Abstract
Advances in catalytic methodology are limited by the available tools for systematically
optimizing catalyst structure. For molecular transition-metal catalysts, this optimization
process typically involves two principle parameters: the identity of the active metal
center and the environment presented by supporting ligands. In this Account, we highlight
our group’s efforts to exploit nuclearity as a parameter in catalyst design. We recently
reported a binucleating naphthyridine–diimine (NDI) ligand that supports coordinatively
unsaturated nickel–nickel bonds across a broad range of formal oxidation states. Taking
advantage of ligand-centered redox activity, these dinickel complexes function as
robust platforms for catalytic transformations, including hydrosilylation and alkyne
cyclotrimerization reactions.

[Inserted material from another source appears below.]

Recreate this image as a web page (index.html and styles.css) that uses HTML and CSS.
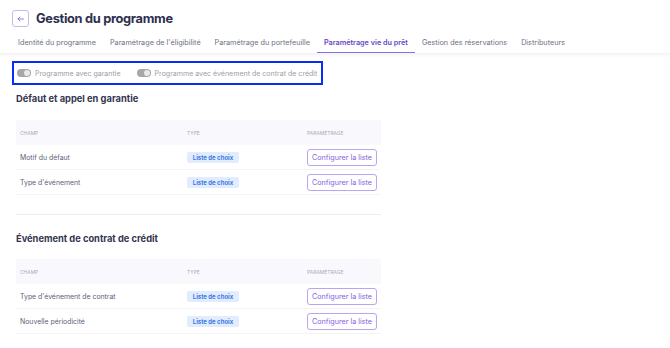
FILE: index.html
```html
<!DOCTYPE html>
<html lang="fr">
<head>
<meta charset="utf-8">
<title>Gestion du programme</title>
<link rel="stylesheet" href="styles.css">
</head>
<body>
<header class="header">
  <button class="back" aria-label="Retour">
    <svg width="7" height="6" viewBox="0 0 7 6"><path d="M6.5 3H1M3 1L1 3l2 2" fill="none" stroke="#8b6ee0" stroke-width="0.9" stroke-linecap="round" stroke-linejoin="round"/></svg>
  </button>
  <h1 class="title">Gestion du programme</h1>
</header>
<nav class="tabs">
  <span class="tab">Identité du programme</span>
  <span class="tab">Paramétrage de l'éligibilité</span>
  <span class="tab">Paramétrage du portefeuille</span>
  <span class="tab active">Paramétrage vie du prêt</span>
  <span class="tab">Gestion des réservations</span>
  <span class="tab">Distributeurs</span>
</nav>
<main class="content">
  <div class="toggles">
    <label class="toggle"><span class="switch"><span class="knob"></span></span>Programme avec garantie</label>
    <label class="toggle"><span class="switch"><span class="knob"></span></span>Programme avec événement de contrat de crédit</label>
  </div>

  <section class="section">
    <h2 class="heading">Défaut et appel en garantie</h2>
    <div class="table">
      <div class="row head"><span class="c1">Champ</span><span class="c2">Type</span><span class="c3">Paramétrage</span></div>
      <div class="row"><span class="c1">Motif du défaut</span><span class="c2"><span class="badge">Liste de choix</span></span><span class="c3"><span class="btn">Configurer la liste</span></span></div>
      <div class="row"><span class="c1">Type d'événement</span><span class="c2"><span class="badge">Liste de choix</span></span><span class="c3"><span class="btn">Configurer la liste</span></span></div>
    </div>
  </section>

  <hr class="divider">

  <section class="section second">
    <h2 class="heading">Événement de contrat de crédit</h2>
    <div class="table">
      <div class="row head"><span class="c1">Champ</span><span class="c2">Type</span><span class="c3">Paramétrage</span></div>
      <div class="row"><span class="c1">Type d'événement de contrat</span><span class="c2"><span class="badge">Liste de choix</span></span><span class="c3"><span class="btn">Configurer la liste</span></span></div>
      <div class="row"><span class="c1">Nouvelle périodicité</span><span class="c2"><span class="badge">Liste de choix</span></span><span class="c3"><span class="btn">Configurer la liste</span></span></div>
    </div>
  </section>
</main>
</body>
</html>
```

FILE: styles.css
```css
* { box-sizing: border-box; }
html, body { margin: 0; background: #fff; }
body {
  font-family: Inter, "Noto Sans", "Liberation Sans", sans-serif;
  color: #50546a;
  width: 670px;
  height: 348px;
  overflow: hidden;
}
.header {
  display: flex;
  align-items: center;
  gap: 7px;
  padding: 10px 12px 0;
  height: 27px;
}
.back {
  width: 17px;
  height: 17px;
  padding: 0;
  border: 1px solid #c9b9f3;
  border-radius: 3px;
  background: #fff;
  display: flex;
  align-items: center;
  justify-content: center;
}
.title {
  margin: 0;
  font-size: 12.8px;
  font-weight: 700;
  color: #2e3050;
  letter-spacing: -0.3px;
}
.tabs {
  display: flex;
  padding: 0 0 0 11px;
  margin-top: 3px;
  height: 24px;
  box-shadow: 0 2px 2px rgba(40, 40, 80, 0.04);
  border-bottom: 1px solid #f4f4f8;
}
.tab {
  padding: 7.5px 7px 0;
  font-size: 7.25px;
  color: #6d7083;
  white-space: nowrap;
}
.tab.active {
  color: #6547c6;
  font-weight: 600;
  border-bottom: 1.5px solid #8b6fe0;
}
.content {
  padding: 0 16px;
}
.toggles {
  display: flex;
  gap: 16px;
  margin: 7px 0 0 -4px;
  width: 311px;
  height: 24px;
  border: 2px solid #0b2df2;
  align-items: center;
  padding-left: 3px;
}
.toggle {
  display: flex;
  align-items: center;
  gap: 4px;
  font-size: 7.05px;
  color: #9b9eab;
  white-space: nowrap;
}
.switch {
  width: 14px;
  height: 8px;
  border-radius: 4px;
  background: #a7a7aa;
  position: relative;
}
.knob {
  position: absolute;
  right: 1px;
  top: 1px;
  width: 6px;
  height: 6px;
  border-radius: 50%;
  background: #e9e9eb;
}
.heading {
  margin: 8px 0 0;
  font-size: 9.3px;
  font-weight: 700;
  color: #33354f;
  height: 12px;
  line-height: 12px;
}
.table {
  margin-top: 15px;
  width: 365px;
}
.row {
  display: flex;
  align-items: center;
  height: 25px;
  border-bottom: 1px solid #f3f3f6;
  font-size: 6.9px;
  color: #5e6275;
}
.row.head {
  background: #f9f9fd;
  border-bottom: none;
  font-size: 4.8px;
  text-transform: uppercase;
  color: #a6a8b6;
  letter-spacing: 0.1px;
}
.c1 { width: 171px; padding-left: 4px; }
.c2 { width: 120px; }
.c3 { flex: 1; }
.badge {
  display: inline-block;
  width: 52px;
  height: 11px;
  line-height: 11px;
  text-align: center;
  background: #e1edfd;
  color: #3a78e6;
  font-size: 6px;
  font-weight: 700;
  border-radius: 2px;
}
.btn {
  display: inline-flex;
  align-items: center;
  justify-content: center;
  width: 70px;
  height: 17px;
  border: 1px solid #baa5f1;
  border-radius: 3px;
  color: #8660df;
  font-size: 7.2px;
  white-space: nowrap;
}
.divider {
  margin: 19px 0 0;
  width: 365px;
  border: none;
  border-top: 1px solid #ececf1;
}
.second .heading { margin-top: 18px; }
.second .table { margin-top: 14px; }
```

Our results collectively demonstrate that nuclearity
effects provide a complementary means of modulating the activity and selectivity of
transition metal catalysts.
1 Introduction
2 Group 10 Metal–Metal Bonds in Catalysis
3 Dinuclear Nickel Complexes Supported by Redox-Active Ligands
4 Multielectron Redox Transformations at Metal–Metal Bonds
5 Dinuclear Silane Activation and Catalytic Hydrosilylations
6 Selective Alkyne Cyclotrimerization
7 Conclusions
Key words
catalysis - dinuclear transition-metal complexes - metal–metal bonds - hydrosilylation
- cycloaddition